Pas facile de trouver d’autres témoignages, « il n’y a pas de recherches », et le sujet reste tabou. Combien de personnes sont concernées ? « On ne sait pas, mais il y en a beaucoup. » Le début d’un processus pour libérer la parole au sein des familles. Les collecteurs de mémoire de l’ADCK doivent d’ailleurs amorcer un travail en ce sens, afin de recueillir des récits.

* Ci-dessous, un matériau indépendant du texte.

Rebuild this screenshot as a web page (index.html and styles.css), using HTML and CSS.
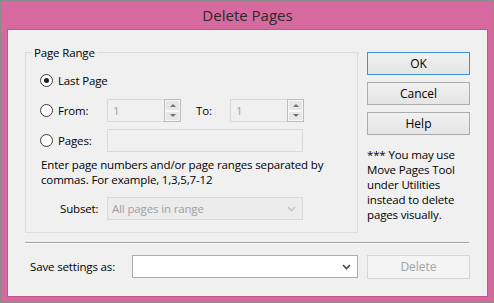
FILE: index.html
```html
<!DOCTYPE html>
<html lang="en">
<head>
    <meta charset="UTF-8">
    <meta name="viewport" content="width=device-width, initial-scale=1.0">
    <title>Delete Pages</title>
    <link rel="stylesheet" href="styles.css">
</head>
<body>
    <div class="window">
        <div class="title-bar">Delete Pages</div>
        <div class="client">
            <div class="top-row">
                <fieldset class="group">
                    <legend>Page Range</legend>
                    <div class="group-body">
                        <div class="option-row">
                            <label class="radio-label"><span class="radio checked"></span>Last Page</label>
                        </div>
                        <div class="option-row">
                            <label class="radio-label"><span class="radio"></span>From:</label>
                            <div class="spin-box">
                                <input type="text" value="1" disabled>
                                <span class="spin-buttons">
                                    <span class="spin-btn up"></span>
                                    <span class="spin-btn down"></span>
                                </span>
                            </div>
                            <span class="to-label">To:</span>
                            <div class="spin-box">
                                <input type="text" value="1" disabled>
                                <span class="spin-buttons">
                                    <span class="spin-btn up"></span>
                                    <span class="spin-btn down"></span>
                                </span>
                            </div>
                        </div>
                        <div class="option-row">
                            <label class="radio-label"><span class="radio"></span>Pages:</label>
                            <input class="pages-input" type="text" disabled>
                        </div>
                        <p class="hint">Enter page numbers and/or page ranges separated by commas. For example, 1,3,5,7-12</p>
                        <div class="option-row">
                            <span class="subset-label">Subset:</span>
                            <div class="combo disabled">
                                <span>All pages in range</span>
                                <svg width="9" height="6" viewBox="0 0 9 6"><path d="M1 1 L4.5 4.5 L8 1" fill="none" stroke="#c4c4c4" stroke-width="1.6"/></svg>
                            </div>
                        </div>
                    </div>
                </fieldset>
                <div class="button-column">
                    <button class="btn default">OK</button>
                    <button class="btn">Cancel</button>
                    <button class="btn">Help</button>
                    <p class="note">*** You may use<br>Move Pages Tool<br>under Utilities<br>instead to delete<br>pages visually.</p>
                </div>
            </div>
            <div class="separator"></div>
            <div class="bottom-row">
                <span class="save-label">Save settings as:</span>
                <div class="combo editable">
                    <span></span>
                    <svg width="9" height="6" viewBox="0 0 9 6"><path d="M1 1 L4.5 4.5 L8 1" fill="none" stroke="#4a4a4a" stroke-width="1.6"/></svg>
                </div>
                <button class="btn" disabled>Delete</button>
            </div>
        </div>
    </div>
</body>
</html>
```

FILE: styles.css
```css
body {
    margin: 0;
    font-family: "Open Sans", Arial, sans-serif;
    font-size: 11.5px;
    letter-spacing: -0.15px;
    color: #000;
}
.window {
    width: 494px;
    height: 303px;
    box-sizing: border-box;
    border: 1px solid #8c8c8c;
    background-color: #d6699e;
    padding: 0 5px 5px 6px;
    display: flex;
    flex-direction: column;
}
.title-bar {
    height: 28px;
    flex-shrink: 0;
    display: flex;
    align-items: center;
    justify-content: center;
    font-size: 15px;
    letter-spacing: 0;
    color: #2a2a2a;
}
.client {
    flex: 1;
    background-color: #f0f0f0;
    border: 1px solid #c0568a;
    padding: 15px 17px 0;
}
.top-row {
    display: flex;
    gap: 9px;
}

/* group box */
.group {
    margin: 0;
    padding: 0;
    width: 333px;
    height: 188px;
    box-sizing: border-box;
    border: 1px solid #dcdcdc;
    flex-shrink: 0;
}
.group legend {
    margin-left: 6px;
    padding: 0 2px;
    line-height: 15px;
}
.group-body {
    padding: 9px 0 0 14px;
    display: flex;
    flex-direction: column;
    gap: 7px;
}
.option-row {
    display: flex;
    align-items: center;
    height: 23px;
}
.radio-label {
    width: 67px;
    display: flex;
    align-items: center;
    flex-shrink: 0;
    white-space: nowrap;
}
.radio {
    width: 13px;
    height: 13px;
    box-sizing: border-box;
    border: 1px solid #3c3c3c;
    border-radius: 50%;
    background-color: #fff;
    margin-right: 5px;
    display: flex;
    align-items: center;
    justify-content: center;
    flex-shrink: 0;
}
.radio.checked::after {
    content: "";
    width: 5px;
    height: 5px;
    border-radius: 50%;
    background-color: #1e1e1e;
}
input[type="text"] {
    font-family: inherit;
    font-size: 11.5px;
    height: 23px;
    box-sizing: border-box;
    border: 1px solid #d9d9d9;
    background-color: #f0f0f0;
    color: #a0a0a0;
    padding: 0 5px;
    margin: 0;
}
.spin-box {
    width: 74px;
    height: 23px;
    display: flex;
    flex-shrink: 0;
}
.spin-box input {
    width: 57px;
    border-right: none;
}
.spin-buttons {
    width: 17px;
    box-sizing: border-box;
    border: 1px solid #bcbcbc;
    display: flex;
    flex-direction: column;
}
.spin-btn {
    flex: 1;
    border: 1px solid #f7f7f7;
    background-color: #e6e6e6;
    display: flex;
    align-items: center;
    justify-content: center;
}
.spin-btn::after {
    content: "";
    border-left: 3px solid transparent;
    border-right: 3px solid transparent;
}
.spin-btn.up::after {
    border-bottom: 3px solid #707070;
}
.spin-btn.down::after {
    border-top: 3px solid #707070;
}
.to-label {
    width: 49px;
    padding-left: 15px;
    box-sizing: border-box;
    flex-shrink: 0;
}
.pages-input {
    width: 196px;
}
.hint {
    margin: -2px 0 3px 1px;
    line-height: 15px;
    width: 314px;
}
.subset-label {
    width: 67px;
    padding-left: 20px;
    box-sizing: border-box;
    flex-shrink: 0;
}

/* combo boxes */
.combo {
    height: 23px;
    box-sizing: border-box;
    display: flex;
    align-items: center;
    justify-content: space-between;
    padding: 0 6px 0 4px;
}
.combo.disabled {
    width: 196px;
    border: 1px solid #d9d9d9;
    background-color: #ececec;
    color: #a0a0a0;
}
.combo.editable {
    width: 226px;
    border: 1px solid #acacac;
    background-color: #fff;
}

/* buttons */
.button-column {
    width: 103px;
    margin-top: 7px;
    display: flex;
    flex-direction: column;
    gap: 7px;
}
.btn {
    height: 23px;
    width: 103px;
    font-family: inherit;
    font-size: 12px;
    color: #000;
    border: 1px solid #acacac;
    background: linear-gradient(#f0f0f0, #e5e5e5);
    padding: 0;
}
.btn.default {
    border-color: #3c8fd8;
}
.btn:disabled {
    background: #f4f4f4;
    border-color: #d5d5d5;
    color: #a3a3a3;
}
.note {
    margin: 5px 0 0;
    line-height: 15px;
}

.separator {
    width: 444px;
    height: 1px;
    background-color: #a0a0a0;
    border-bottom: 1px solid #fff;
    margin-top: 9px;
}
.bottom-row {
    display: flex;
    align-items: center;
    height: 25px;
    margin-top: 10px;
}
.save-label {
    width: 107px;
    padding-left: 5px;
    box-sizing: border-box;
}
.bottom-row .btn {
    margin-left: 9px;
    height: 24px;
}
```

« C’est important, estime Yves Mermoud. Cela signifie qu’une histoire non dite peut devenir un vecteur de rapprochement entre les communautés. » Ça tombe bien, car pour le classement à l’Unesco, il faut avoir une valeur universelle exceptionnelle, et la particularité du bagne calédonien, c’est qu’il « est plus complexe et global » qu’il n’y paraît, « il touche tout le monde » et s’étend bien au-delà de l’île Nou et de Téremba, dans le Pacifique, jusqu’à l’Indochine, alors colonie française, où des prisonniers kanak sont envoyés. Ce thème fera l’objet d’une deuxième exposition sur les Indochinois et le bagne en 2023. « Il faut qu’on assume et qu’on partage cette histoire », glisse Manuel Cormier, afin de se l’approprier.

 


Soutien

Le gouvernement soutient l’exposition en la finançant (2,5 millions de francs) dans le cadre d’une volonté portée par le président, Louis Mapou, évoquée lors du discours de politique générale en novembre. « Nous voulons accompagner le processus d’appropriation historique et identitaire engagé en valorisant la contribution de toutes les communautés à l’histoire, à l’identité et à la culture, pour conforter le poteau central de la Nouvelle-Calédonie. »

Thématiques

L’exposition, constituée de 22 panneaux, se scinde en deux parties, une sur l’histoire et une autre sur l’héritage. De nombreuses thématiques sont traitées : spoliations foncières, conflits, unions, personnel kanak et administration pénitentiaire, poids du métissage, les Kanak dans l’art du bagne (pilou en mie de pain et nacre et coco gravé), transmission à l’école, etc.

Itinérance

Les deux exemplaires de l’exposition vont être présentés pendant deux semaines au Fort Téremba à Moindou et à Nouville à Nouméa à partir du lundi 16 mai, avant de partir sur la Grande Terre et les Îles en juin, pour être de retour au centre Tjibaou à l’occasion du Caledonia Festival (24 septembre). Et peut-être aller en Métropole après. Un site internet devrait également être consacré à l’exposition qui sera traduite en anglais et dans les langues des huit aires coutumières afin de la rendre accessible au plus grand nombre.